1987–Now: Iran, Israel, & the U.S. Killed Millions of Civilians in Fits of Anunnaki Inculcated Domination Dementia
By Sasha Alex Lessin, Ph.D. (Anthropology, UCLA)

See the many studies on Iran/Persia at www.enkispeaks.com, and watch the video below for more on Iran.
The dominator seeks control—even through destruction; The cooperator seeks survival—through restraint. When these systems collide at scale, the outcomes are escalation, accelerating escalation, intensifying narratives, and costs borne by civilians. Whether framed as strategy, destiny, or belief, the consequences are real, immediate, and irreversible. History does not end in abstraction; it ends in lived experience.
Oslo Accords of 1993

The 1993 Oslo Accords opened a path to peace between Israel and Iran, but Iran chose proxy war instead. The Accords created a framework for Palestinian self-rule through negotiation with the Palestinian Authority. For a moment, diplomacy appeared to offer a way to peace. But Iran, emerging from the Iran–Iraq War, had already decided to avoid any direct wars and instead built influence through terrorist networks, starting with Hamas.
1987–1993: Hamas Emerged from the First Intifada

Iran did not create Hamas. It arose inside Palestine during the First Intifada. But once the PLO entered negotiations with Israel, Iran increasingly treated Hamas as the more useful force—militant, uncompromising, and positioned outside the Oslo framework.

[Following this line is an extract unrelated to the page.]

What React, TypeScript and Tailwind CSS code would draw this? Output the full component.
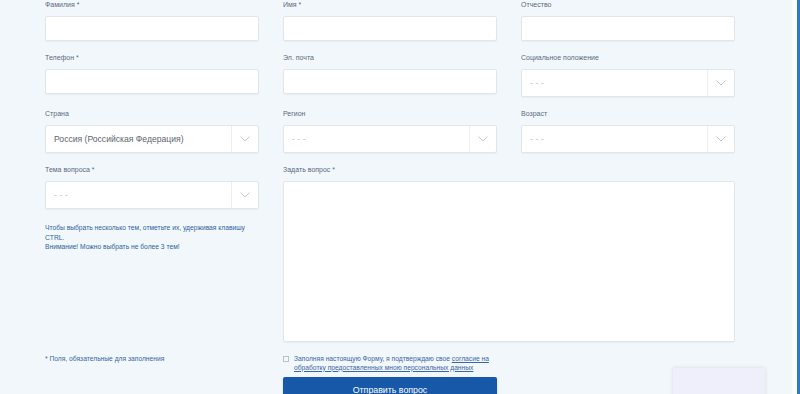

Hamas, though Sunni in origin, became a key partner in Iran’s Shiite-led regional network—not through shared theology, but through shared enemies and converging strategic aims. Over the next fourteen years, that alignment helped transform Gaza from a testing ground for negotiated peace into a separate political and military arena.

The First Intifada was a Palestinian uprising against Israeli occupation of the West Bank and Gaza Strip, beginning in 1987 and lasting until the signing of the Oslo Accords in 1993. Youth protests, civil disobedience, and grassroots mobilization initially drove the uprising. It evolved into organized resistance led by factions such as Hamas and the PLO.

The Israeli response involved military crackdowns, curfews, and administrative detentions. The Israelis killed over 1,000 Palestinians, who killed 200 Israelis. The Intifada altered international perception of the conflict and led to the recognition of the Palestinian Liberation Organization (PLO) as a negotiating entity, setting the stage for the 1993 Oslo Accords.

Israeli Oppression Triggered Palestinian Intifadas

Twenty years of Israeli military occupation after the 1967 Six-Day War left the West Bank, East Jerusalem, and Gaza Strip under Israeli control, where Palestinians lived under martial law with restricted movement, land expropriations, home demolitions, and frequent arrests.

By 1987, over 1.5 million Palestinians lived in the occupied territories.
The Israeli settler population grew to 60,000 in the West Bank and Gaza. Palestinians suffered high unemployment, poor infrastructure, and limited access to farmland and water. Many Palestinians worked as day laborers in Israel with no job security.

The spark that ignited the Intifada was an Israeli military vehicle crashing and killing four Palestinians. Palestinians spread the rumor that the Israelis deliberately rammed the Palestinians. Israel forced the Palestine Authority (PA) to govern from exile and instead organized itself into student unions, local charities, religious factions, and neighborhood committees.

In December, 1987, a spin-off of the Egyptian Muslim Brotherhood criticized the secular PA and called for armed resistance in reaction to the deadly vehicle crash.

Unlike the PA, Hamas was Islamist rather than secular nationalist, rooted in mosques and social networks, and adamant that Palestinians must reject permanent Peace with Israel.

When an existing leadership loses legitimacy, new movements arise from below — often more ideological and more absolute–and in Israeli-occupied Palestine, Hamas was that movement. The Iran-Hamas cooperation worked because the two had Israel and the U.S. as their shared enemies. Hamas and Iran set their sectarian differences aside to pose their common enemies.